Inédite est, en revanche, la confrontation entre, d’une part, le droit de gage général du créancier et, d’autre part, la sauvegarde de la dignité et le droit au logement de personnes tierces à la relation contractuelle, en l’occurrence les coïndivisaires du débiteur. Une telle confrontation constitue l’un des intérêts, nombreux, de l’arrêt rendu par la première chambre de la Cour de cassation le 28 mars 2012, par lequel la Cour de cassation décide de ne pas renvoyer au Conseil constitutionnel la question prioritaire de constitutionnalité à elle transmise. La question était rédigée de la manière suivante : « Les dispositions de l’article 815-17 du Code civil portent-elles atteinte aux droits et libertés que la constitution garantit et notamment au principe à valeur constitutionnelle de sauvegarde de la dignité de la personne humaine contre tout asservissement ou dégradation et à l’objectif de valeur constitutionnelle que constitue le droit au logement ? ».

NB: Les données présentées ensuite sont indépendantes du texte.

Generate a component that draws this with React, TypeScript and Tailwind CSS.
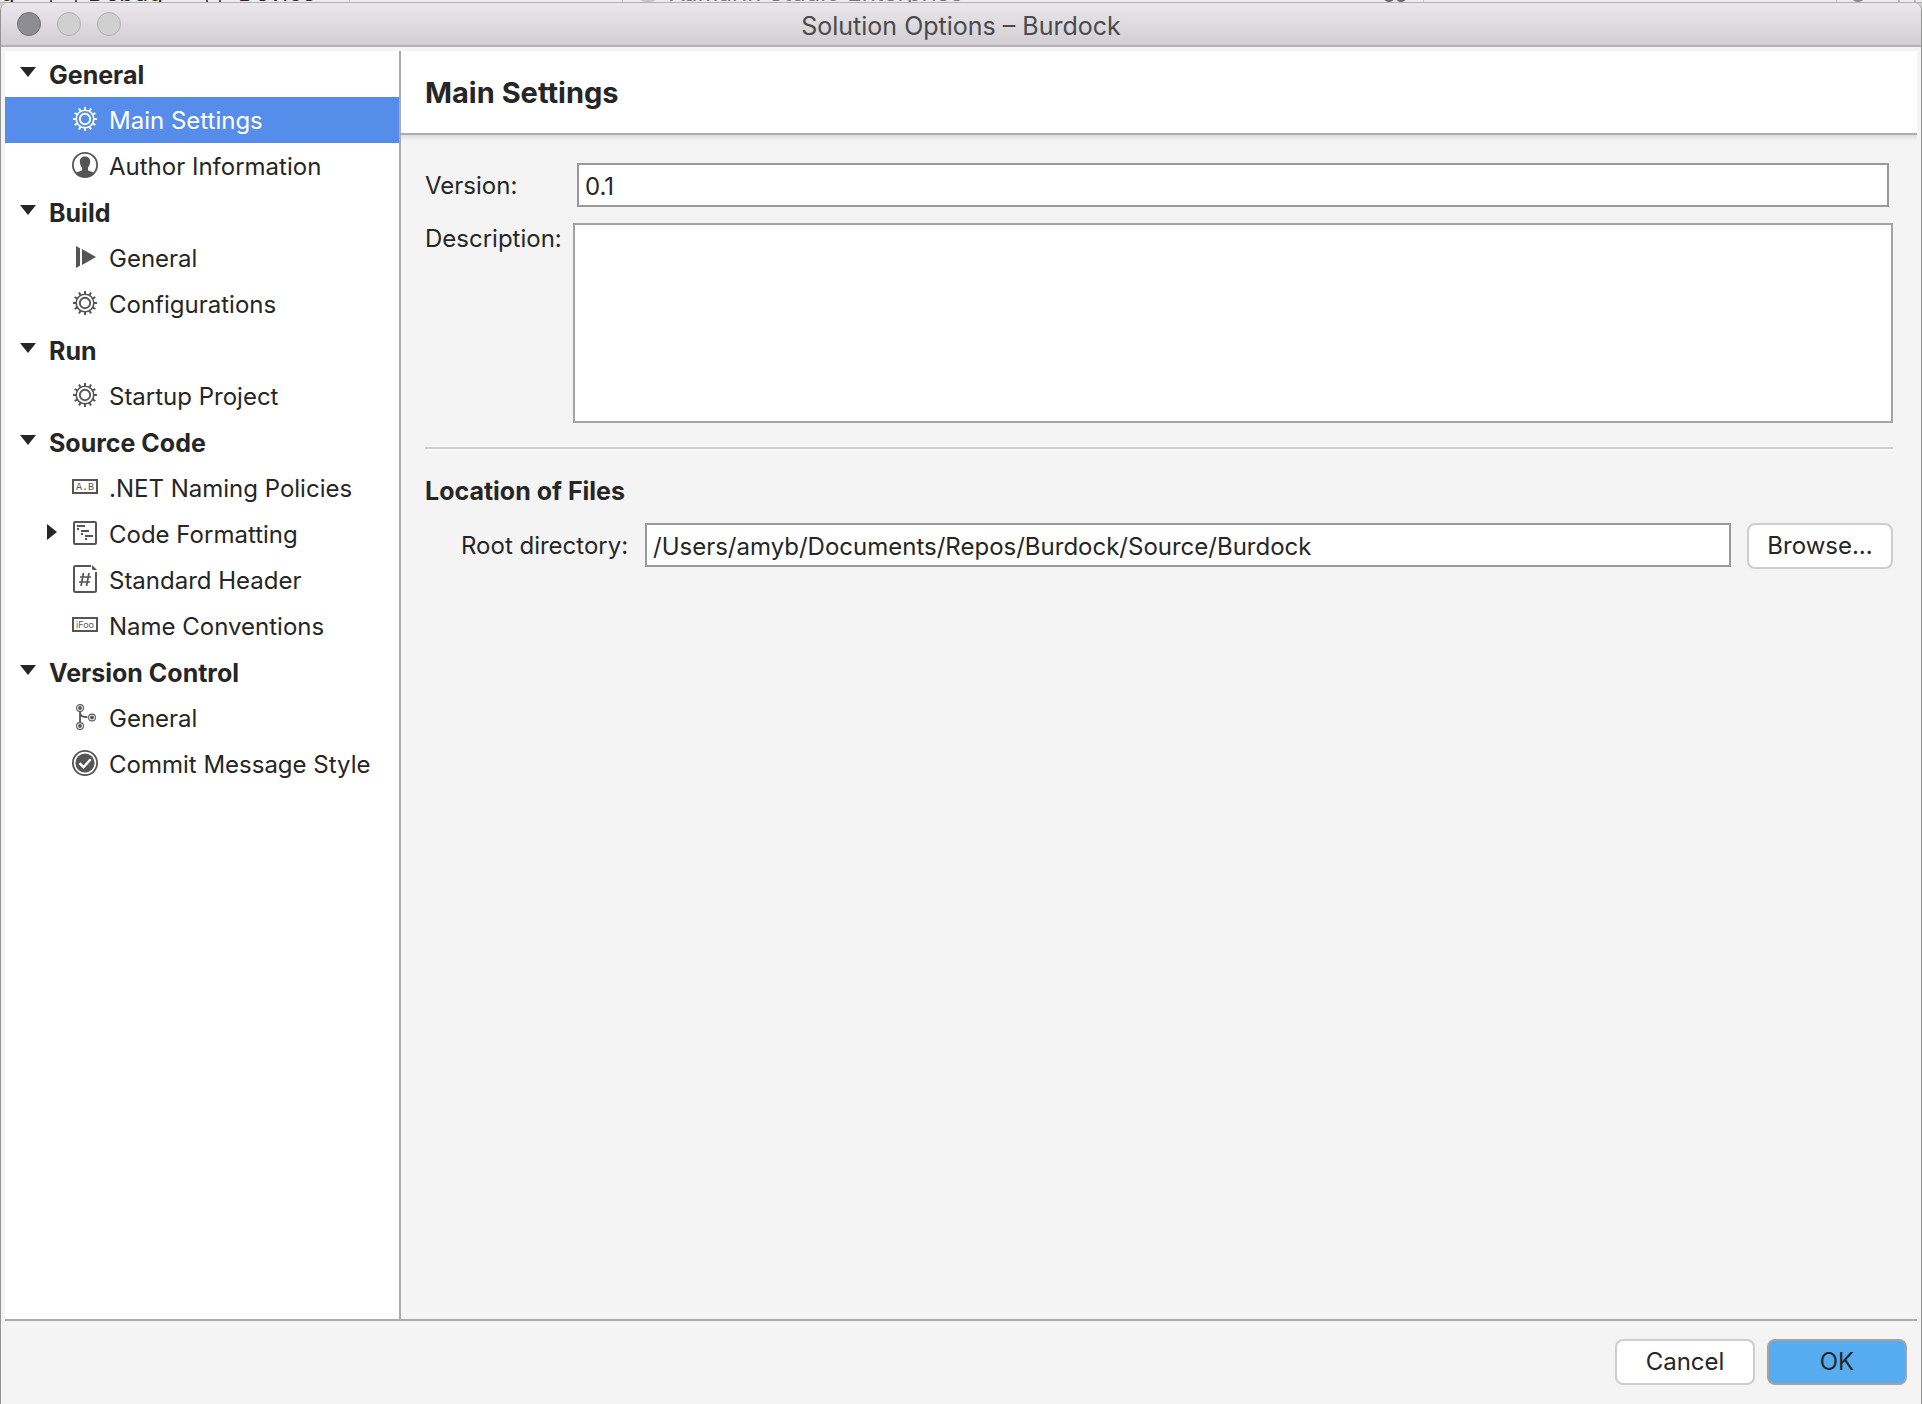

Malgré la formulation large de la question, il semble, au regard de la motivation de la Cour de cassation, qu’étaient seuls visés les alinéas deux et trois de l’article 815-17 du Code civil, relatifs au créancier personnel d’un indivisaire et non l’alinéa 1er, relatif au droit des « créanciers de l’indivision » de saisir les biens indivis avant tout partage. Plus précisément, c’était, face aux droits et libertés dont se prévalait un coïndivisaire du débiteur, le droit, pour le créancier personnel d’un indivisaire, privé de toute saisie des biens indivis et même de la saisie de la quote-part indivise du débiteur (al. 2), de demander le partage des biens indivis qui était en cause (al. 3).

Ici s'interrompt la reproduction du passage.